Information provided:
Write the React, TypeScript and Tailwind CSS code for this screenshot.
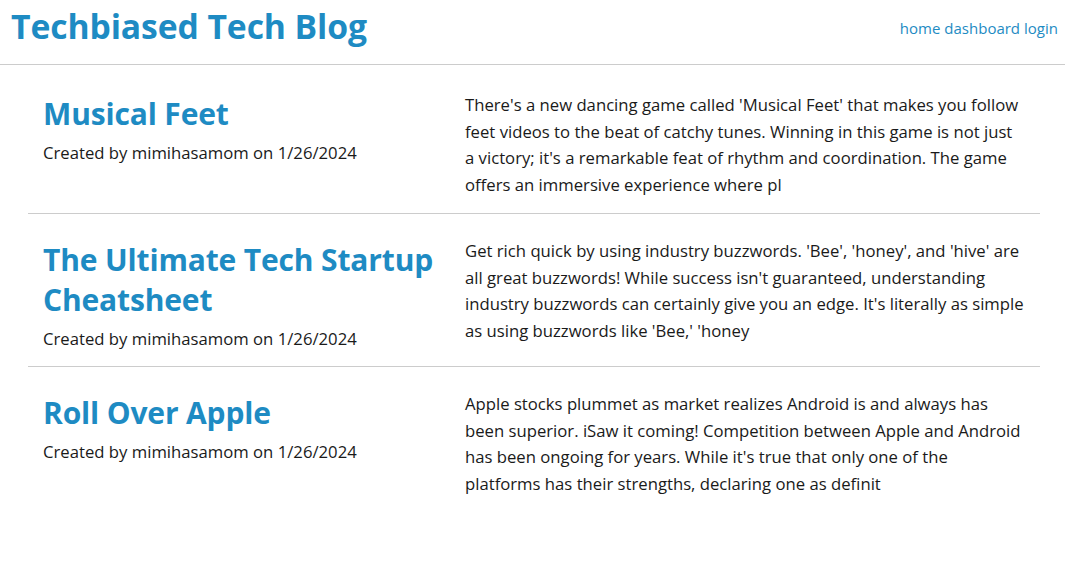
const posts = [
  {
    title: 'Musical Feet',
    author: 'mimihasamom',
    date: '1/26/2024',
    body: "There's a new dancing game called 'Musical Feet' that makes you follow feet videos to the beat of catchy tunes. Winning in this game is not just a victory; it's a remarkable feat of rhythm and coordination. The game offers an immersive experience where pl",
  },
  {
    title: 'The Ultimate Tech Startup Cheatsheet',
    author: 'mimihasamom',
    date: '1/26/2024',
    body: "Get rich quick by using industry buzzwords. 'Bee', 'honey', and 'hive' are all great buzzwords! While success isn't guaranteed, understanding industry buzzwords can certainly give you an edge. It's literally as simple as using buzzwords like 'Bee,' 'honey",
  },
  {
    title: 'Roll Over Apple',
    author: 'mimihasamom',
    date: '1/26/2024',
    body: "Apple stocks plummet as market realizes Android is and always has been superior. iSaw it coming! Competition between Apple and Android has been ongoing for years. While it's true that only one of the platforms has their strengths, declaring one as definit",
  },
]

export default function App() {
  return (
    <div className="min-h-[563px] bg-white text-[#1a1a1a] font-['Open_Sans',sans-serif]">
      <header className="flex items-center justify-between h-[65px] pl-[11px] pr-[7px] border-b border-[#cccccc]">
        <h1 className="text-[33.7px] font-bold text-[#1e8bc3] leading-none -mt-[10px] tracking-[-0.1px]">
          Techbiased Tech Blog
        </h1>
        <nav className="flex gap-[4px] text-[15px] text-[#1e8bc3] -mt-[8px]">
          <a href="#">home</a>
          <a href="#">dashboard</a>
          <a href="#">login</a>
        </nav>
      </header>
      <main className="mx-[28px] w-[1012px] pt-[3px]">
        {posts.map((post, i) => (
          <article
            key={i}
            className="grid grid-cols-[422px_590px] border-b border-[#cccccc] last:border-0 pt-[24px] pb-[14px]"
          >
            <div className="px-[15px]">
              <h2 className="mt-[2px] text-[30px] font-bold text-[#1e8bc3] leading-[40px] tracking-[-0.15px]">
                {post.title}
              </h2>
              <p className="mt-[5px] text-[16.7px] leading-[27px]">
                Created by {post.author} on {post.date}
              </p>
            </div>
            <p className="px-[15px] text-[16.7px] leading-[26.7px]">{post.body}</p>
          </article>
        ))}
      </main>
    </div>
  )
}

Problem: Leave out the pictures and transcribe everything else exactly.

The response:
Write the React, TypeScript and Tailwind CSS code for this screenshot.
const posts = [
  {
    title: 'Musical Feet',
    author: 'mimihasamom',
    date: '1/26/2024',
    body: "There's a new dancing game called 'Musical Feet' that makes you follow feet videos to the beat of catchy tunes. Winning in this game is not just a victory; it's a remarkable feat of rhythm and coordination. The game offers an immersive experience where pl",
  },
  {
    title: 'The Ultimate Tech Startup Cheatsheet',
    author: 'mimihasamom',
    date: '1/26/2024',
    body: "Get rich quick by using industry buzzwords. 'Bee', 'honey', and 'hive' are all great buzzwords! While success isn't guaranteed, understanding industry buzzwords can certainly give you an edge. It's literally as simple as using buzzwords like 'Bee,' 'honey",
  },
  {
    title: 'Roll Over Apple',
    author: 'mimihasamom',
    date: '1/26/2024',
    body: "Apple stocks plummet as market realizes Android is and always has been superior. iSaw it coming! Competition between Apple and Android has been ongoing for years. While it's true that only one of the platforms has their strengths, declaring one as definit",
  },
]

export default function App() {
  return (
    <div className="min-h-[563px] bg-white text-[#1a1a1a] font-['Open_Sans',sans-serif]">
      <header className="flex items-center justify-between h-[65px] pl-[11px] pr-[7px] border-b border-[#cccccc]">
        <h1 className="text-[33.7px] font-bold text-[#1e8bc3] leading-none -mt-[10px] tracking-[-0.1px]">
          Techbiased Tech Blog
        </h1>
        <nav className="flex gap-[4px] text-[15px] text-[#1e8bc3] -mt-[8px]">
          <a href="#">home</a>
          <a href="#">dashboard</a>
          <a href="#">login</a>
        </nav>
      </header>
      <main className="mx-[28px] w-[1012px] pt-[3px]">
        {posts.map((post, i) => (
          <article
            key={i}
            className="grid grid-cols-[422px_590px] border-b border-[#cccccc] last:border-0 pt-[24px] pb-[14px]"
          >
            <div className="px-[15px]">
              <h2 className="mt-[2px] text-[30px] font-bold text-[#1e8bc3] leading-[40px] tracking-[-0.15px]">
                {post.title}
              </h2>
              <p className="mt-[5px] text-[16.7px] leading-[27px]">
                Created by {post.author} on {post.date}
              </p>
            </div>
            <p className="px-[15px] text-[16.7px] leading-[26.7px]">{post.body}</p>
          </article>
        ))}
      </main>
    </div>
  )
}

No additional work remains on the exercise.